PS. numpy.float64 vs float

Another quick performance reminder ('of course I knew this already!' I hear you say), is that numpy arrays that contain Python native float can be substantially slower than arrays with numpy specific data types (e.g. numpy.float64).

Just compare the following methods for matrix multiplication (of a 10k x 1k matrix with itself): 2. A numpy 2D-array 3. A PyArrow-backed pandas converted to numpy using df.to_numpy(dtype='np.float64') 4. A PyArrow-backed pandas dataframe converted to numpy using df.to_numpy() 5. A polars dataframe converted to numpy using df.to_numpy() 6. A standard pandas dataframe converted to numpy using df.to_numpy()

Feb2025 git:(master) ✗ uv run python example_polars_vs_pands2.py
direct mat mul time: 0.0037 seconds
pyarrow np.float64 mat mul time: 0.0086 seconds
pyarrow float mat mul time: 24.7052 seconds
polars mat mul time: 0.0078 seconds
pandas mat mul time: 0.0039 seconds

So keep that in mind, so when converting arrays into numpy, you might be better off specifying data types, e.g.

array = df.to_numpy(dtype='np.float64')

That dtype argument could really save your bacon down the road.

I do acknowledge that polars is slower than pandas here, however, when you go to a 10kx10k matrix, the performance is much closer:

direct mat mul time: 2.5243 seconds
np.float64 mat mul time: 2.6598 seconds
[skipping the pyarrow float method as it will take too long]
polars mat mul time: 2.6275 seconds
pandas mat mul time: 2.5722 seconds

How did I end up here?

Well I tried to be clever and use pandas' PyArrow backend - however, this ends up giving Python float rather than numpy.float64 by default when converting dataframes to numpy arrays.

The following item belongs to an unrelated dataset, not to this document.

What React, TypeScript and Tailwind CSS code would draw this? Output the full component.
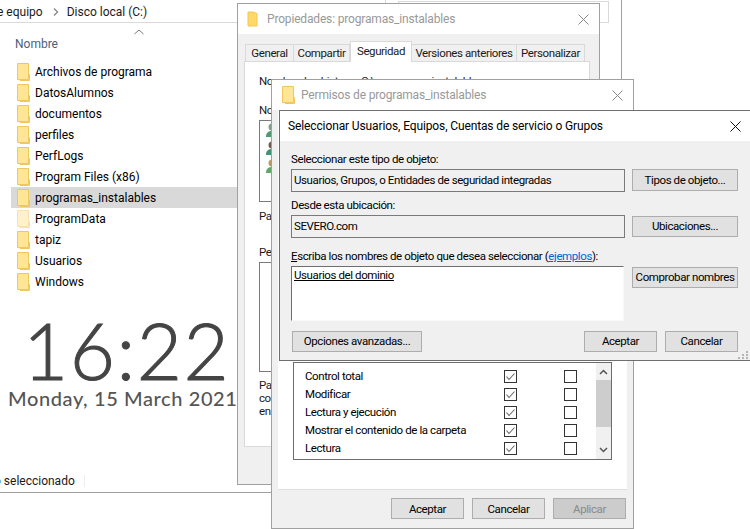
const folders = [
    'Archivos de programa',
    'DatosAlumnos',
    'documentos',
    'perfiles',
    'PerfLogs',
    'Program Files (x86)',
    'programas_instalables',
    'ProgramData',
    'tapiz',
    'Usuarios',
    'Windows',
];

const permissions = ['Control total', 'Modificar', 'Lectura y ejecución', 'Mostrar el contenido de la carpeta', 'Lectura', 'Escritura'];

function Folder({ faded = false }: { faded?: boolean }) {
    return (
        <svg width="14" height="18" viewBox="0 0 14 18" className={faded ? 'shrink-0 opacity-50' : 'shrink-0'}>
            <path d="M0.5 0.5H11.5V16.5H0.5Z" fill="#ffe596" stroke="#f0c75e" />
            <path d="M11.5 11.5H12.5V17.5H3" fill="none" stroke="#f0c75e" />
        </svg>
    );
}

function CloseIcon({ color }: { color: string }) {
    return (
        <svg width="11" height="11" viewBox="0 0 11 11" className="shrink-0">
            <path d="M0.5 0.5L10.5 10.5M10.5 0.5L0.5 10.5" fill="none" stroke={color} />
        </svg>
    );
}

function Btn({ label, className = '', disabled = false }: { label: string; className?: string; disabled?: boolean }) {
    return (
        <div className={`flex shrink-0 items-center justify-center border border-[#adadad] ${disabled ? 'bg-[#cccccc] text-[#8a8a8a]' : 'bg-[#e1e1e1] text-black'} ${className}`}>
            {label}
        </div>
    );
}

function UserIcon({ head, body }: { head: string; body: string }) {
    return (
        <svg width="14" height="16" viewBox="0 0 14 16" className="shrink-0">
            <circle cx="7" cy="5" r="3.5" fill={head} />
            <path d="M1 15C1 10 4 9 7 9C10 9 13 10 13 15Z" fill={body} />
        </svg>
    );
}

function CheckMark() {
    return (
        <svg width="11" height="11" viewBox="0 0 11 11">
            <path d="M1.5 5.5L4 8.5L9.5 2.5" fill="none" stroke="#666666" strokeWidth="1.1" />
        </svg>
    );
}

export default function App() {
    return (
        <div className="relative h-[529px] w-[750px] overflow-hidden bg-white font-['Roboto',sans-serif] text-[12px] leading-[16px] text-black">
            {/* Explorer behind */}
            <div className="absolute left-0 top-0 flex h-[493px] w-[622px] flex-col border-b border-r border-[#a0a0a0]">
                <div className="flex h-[23px] shrink-0">
                    <div className="flex w-[386px] items-center border-b border-r border-[#d9d9d9] pt-[2px] text-[#1a1a1a]">
                        <span className="ml-[-3px]">e equipo</span>
                        <svg width="6" height="8" viewBox="0 0 6 8" className="ml-[10px] mr-[8px]">
                            <path d="M1 0.5L4.5 4L1 7.5" fill="none" stroke="#8a8a8a" strokeWidth="1.4" />
                        </svg>
                        <span>Disco local (C:)</span>
                    </div>
                    <div className="ml-[12px] mt-[1px] w-[211px] border border-[#d9d9d9]" />
                </div>
                <div className="flex h-[29px] w-[238px] shrink-0 flex-col">
                    <svg width="10" height="6" viewBox="0 0 10 6" className="ml-[134px] mt-[6px]">
                        <path d="M0.5 5L5 1L9.5 5" fill="none" stroke="#7a7a7a" />
                    </svg>
                    <span className="ml-[15px] mt-[1px] text-[#4c607a]">Nombre</span>
                </div>
                <ul className="mt-[9px] w-[238px] pl-[11px]">
                    {folders.map((name) => (
                        <li key={name} className={`flex h-[21px] items-center gap-[4px] pl-[6px] ${name === 'programas_instalables' ? 'bg-[#d9d9d9]' : ''}`}>
                            <Folder faded={name === 'ProgramData'} />
                            <span>{name}</span>
                        </li>
                    ))}
                </ul>
                <div className="ml-[23px] mt-[18px] font-['Lato',sans-serif] text-[78px] font-light leading-[80px] tracking-[1.5px] text-[#444444] [-webkit-text-stroke:1px_#444444]">16:22</div>
                <div className="ml-[8px] mt-[-4px] whitespace-nowrap font-['Lato',sans-serif] text-[20px] font-medium leading-[24px] tracking-[0.6px] text-[#555555]">Monday, 15 March 2021</div>
                <div className="mt-auto flex h-[23px] items-center">
                    <span className="ml-[-6px] text-[#1a1a1a]">o seleccionado</span>
                    <span className="ml-[9px] h-[12px] border-l border-[#eeeeee]" />
                </div>
            </div>

            {/* Propiedades */}
            <div className="absolute left-[237px] top-[3px] flex h-[482px] w-[363px] flex-col border border-[#a0a0a0] bg-[#f0f0f0] text-[11.5px] tracking-[-0.4px]">
                <div className="flex h-[30px] shrink-0 items-center bg-white pl-[9px] pr-[10px] text-[12px] tracking-[-0.17px] text-[#999999]">
                    <svg width="12" height="16" viewBox="0 0 12 16" className="shrink-0">
                        <path d="M1 1H6L10 2.5V15H1Z" fill="#ffd966" stroke="#efc65c" />
                    </svg>
                    <span className="ml-[8px] flex-1">Propiedades: programas_instalables</span>
                    <CloseIcon color="#888888" />
                </div>
                <div className="ml-[7px] mt-[10px] flex h-[17px] items-end text-[#1a1a1a]">
                    <div className="flex h-[17px] w-[49px] items-center justify-center border border-b-0 border-[#d9d9d9]">General</div>
                    <div className="flex h-[17px] w-[56px] items-center justify-center border-r border-t border-[#d9d9d9]">Compartir</div>
                    <div className="z-10 mb-[-1px] flex h-[21px] w-[62px] items-center justify-center border border-b-0 border-[#d9d9d9] bg-white pb-[2px]">Seguridad</div>
                    <div className="flex h-[17px] w-[105px] items-center justify-center border-r border-t border-[#d9d9d9]">Versiones anteriores</div>
                    <div className="flex h-[17px] w-[68px] items-center justify-center border-r border-t border-[#d9d9d9]">Personalizar</div>
                </div>
                <div className="ml-[6px] mr-[9px] h-[386px] border border-[#d9d9d9] bg-white px-[14px] text-[#1a1a1a]">
                    <div className="mt-[11px] flex whitespace-nowrap">
                        <span className="w-[102px]">Nombre de objeto:</span>
                        <span>C:\programas_instalables</span>
                    </div>
                    <p className="mt-[13px]">Nombres de grupos o usuarios:</p>
                    <div className="mt-[2px] flex h-[82px] flex-col gap-[2px] border border-[#7a7a7a] pl-[5px] pt-[1px]">
                        <UserIcon head="#7f9f8a" body="#4f9a70" />
                        <UserIcon head="#6d5c4c" body="#3f9478" />
                        <UserIcon head="#b59a62" body="#5fa86a" />
                    </div>
                    <p className="mt-[6px]">Para cambiar los permisos</p>
                    <p className="mt-[20px]">Permisos de Usuarios</p>
                    <div className="mt-[2px] h-[110px] border border-[#7a7a7a]" />
                    <p className="mt-[7px] leading-[13px]">Para ver permisos especiales<br />configuración avanzada, haga clic<br />en Opciones avanzadas.</p>
                </div>
            </div>

            {/* Permisos */}
            <div className="absolute left-[271px] top-[79px] flex h-[450px] w-[363px] flex-col border border-[#a0a0a0] bg-[#f0f0f0] text-[11.5px] tracking-[-0.4px]">
                <div className="flex h-[30px] shrink-0 items-center bg-white pl-[10px] pr-[10px] text-[12px] tracking-[-0.17px] text-[#999999]">
                    <Folder />
                    <span className="ml-[5px] flex-1">Permisos de programas_instalables</span>
                    <CloseIcon color="#888888" />
                </div>
                <div className="mx-[6px] flex h-[380px] flex-col justify-end border-b border-[#dfdfdf] bg-white px-[15px] pb-[29px]">
                    <div className="flex h-[98px] overflow-hidden border border-[#6d6d6d]">
                        <div className="flex-1 overflow-hidden pl-[11px] pt-[4px]">
                            {permissions.map((name) => (
                                <div key={name} className="flex h-[18px] items-center">
                                    <span className="w-[199px] shrink-0">{name}</span>
                                    <span className="flex h-[13px] w-[13px] shrink-0 items-center justify-center border border-[#333333]">
                                        <CheckMark />
                                    </span>
                                    <span className="ml-[47px] h-[13px] w-[13px] shrink-0 border border-[#333333]" />
                                </div>
                            ))}
                        </div>
                        <div className="flex w-[15px] shrink-0 flex-col items-center bg-[#f0f0f0]">
                            <svg width="9" height="17" viewBox="0 0 9 17" className="shrink-0">
                                <path d="M1 11L4.5 7.5L8 11" fill="none" stroke="#555555" strokeWidth="1.5" />
                            </svg>
                            <div className="h-[47px] w-full shrink-0 bg-[#cdcdcd]" />
                            <svg width="9" height="17" viewBox="0 0 9 17" className="mt-auto shrink-0">
                                <path d="M1 6L4.5 9.5L8 6" fill="none" stroke="#555555" strokeWidth="1.5" />
                            </svg>
                        </div>
                    </div>
                </div>
                <div className="mr-[7px] mt-[8px] flex justify-end gap-[8px]">
                    <Btn label="Aceptar" className="h-[21px] w-[73px]" />
                    <Btn label="Cancelar" className="h-[21px] w-[73px]" />
                    <Btn label="Aplicar" disabled className="h-[21px] w-[73px]" />
                </div>
            </div>

            {/* Seleccionar */}
            <div className="absolute left-[279px] top-[110px] flex h-[251px] w-[480px] flex-col border border-[#6e6e6e] bg-[#f0f0f0] text-[11.5px] tracking-[-0.4px]">
                <div className="flex h-[30px] shrink-0 items-center bg-white pl-[8px] text-[12px] tracking-[-0.12px]">
                    <span className="w-[442px] shrink-0">Seleccionar Usuarios, Equipos, Cuentas de servicio o Grupos</span>
                    <CloseIcon color="#111111" />
                </div>
                <div className="w-[470px] pl-[11px]">
                    <p className="mt-[10px]">Seleccionar este tipo de objeto:</p>
                    <div className="mt-[2px] flex items-start gap-[7px]">
                        <div className="flex h-[23px] w-[334px] shrink-0 items-center border border-[#7a7a7a] px-[2px] pb-[2px]">Usuarios, Grupos, o Entidades de seguridad integradas</div>
                        <Btn label="Tipos de objeto..." className="h-[22px] w-[106px]" />
                    </div>
                    <p className="mt-[5px]">Desde esta ubicación:</p>
                    <div className="mt-[2px] flex items-start gap-[7px]">
                        <div className="flex h-[23px] w-[334px] shrink-0 items-center border border-[#7a7a7a] px-[2px] pb-[2px]">SEVERO.com</div>
                        <Btn label="Ubicaciones..." className="mt-[1px] h-[21px] w-[106px] pb-[1px]" />
                    </div>
                    <p className="mt-[10px]">
                        <span className="underline">E</span>scriba los nombres de objeto que desea seleccionar (<span className="text-[#0066cc] underline">ejemplos</span>):
                    </p>
                    <div className="mt-[2px] flex items-start gap-[8px]">
                        <div className="h-[55px] w-[333px] shrink-0 border border-[#f8f8f8] border-l-[#6e6e6e] border-t-[#6e6e6e] bg-white px-[2px]">
                            <span className="underline">Usuarios del dominio</span>
                        </div>
                        <Btn label="Comprobar nombres" className="mt-[1px] h-[21px] w-[106px] pb-[1px]" />
                    </div>
                    <div className="mt-[10px] flex gap-[8px]">
                        <Btn label="Opciones avanzadas..." className="ml-[1px] mr-[154px] h-[21px] w-[130px] pb-[2px]" />
                        <Btn label="Aceptar" className="h-[21px] w-[73px] pb-[2px]" />
                        <Btn label="Cancelar" className="h-[21px] w-[73px] pb-[2px]" />
                    </div>
                </div>
            </div>
            <svg width="12" height="10" viewBox="0 0 12 10" className="absolute left-[738px] top-[350px]">
                <g fill="#b5b5b5">
                    <rect x="8" y="1" width="2" height="2" />
                    <rect x="4" y="4" width="2" height="2" />
                    <rect x="8" y="4" width="2" height="2" />
                    <rect x="0" y="7" width="2" height="2" />
                    <rect x="4" y="7" width="2" height="2" />
                    <rect x="8" y="7" width="2" height="2" />
                </g>
            </svg>
        </div>
    );
}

So watch out!

PPS. parquet vs CSV

It's all too easy to save data to CSV when we want to "cache" some results to come back to later. However, there is very little reason to do that, unless you want to explore the CSV manually.

Parquet is faster on all fronts, especially if you're stuck with pandas. Plus, it gives you:

Column-based compression for better storage efficiency
Schema enforcement to prevent data type mishaps
Predicate pushdown for faster querying (only read the columns you need!)

Loading from a CSV:

'load'('title.basics.tsv', 'pandas/pyarrow'), {}) took: 12.9046s - shape: 11.442166mm, 9
'load'('title.basics.tsv', 'pandas'), {}) took: 13.0133s - shape: 11.442166mm, 9
'load'('title.basics.tsv', 'polars'), {}) took: 0.3630s - shape: 11.442166mm, 9

Same data loaded from a parquet file:

'load_parquet'('title.basics.parquet', 'pandas/pyarrow'), {}) took: 0.3369s - shape: 11.442166mm, 9
'load_parquet'('title.basics.parquet', 'pandas'), {}) took: 7.4443s - shape: 11.442166mm, 9
'load_parquet'('title.basics.parquet', 'polars'), {}) took: 0.3119s - shape: 11.442166mm, 9

(and the file size is a lot smaller by default - in our case 254MB vs 987MB, unzipped!)

PPPS. What the hell is Narwhals?

So apparently Narwhals is a library that provides a set of typed APIs/tools that allow you to write functions that support both pandas and polars.

Think of it as training wheels for your Polars journey - you can gradually migrate your codebase while keeping everything working. You write your functions once with Narwhals' typed interfaces, and they'll work with both pandas and polars DataFrames. Pretty neat when you're dealing with a large existing codebase!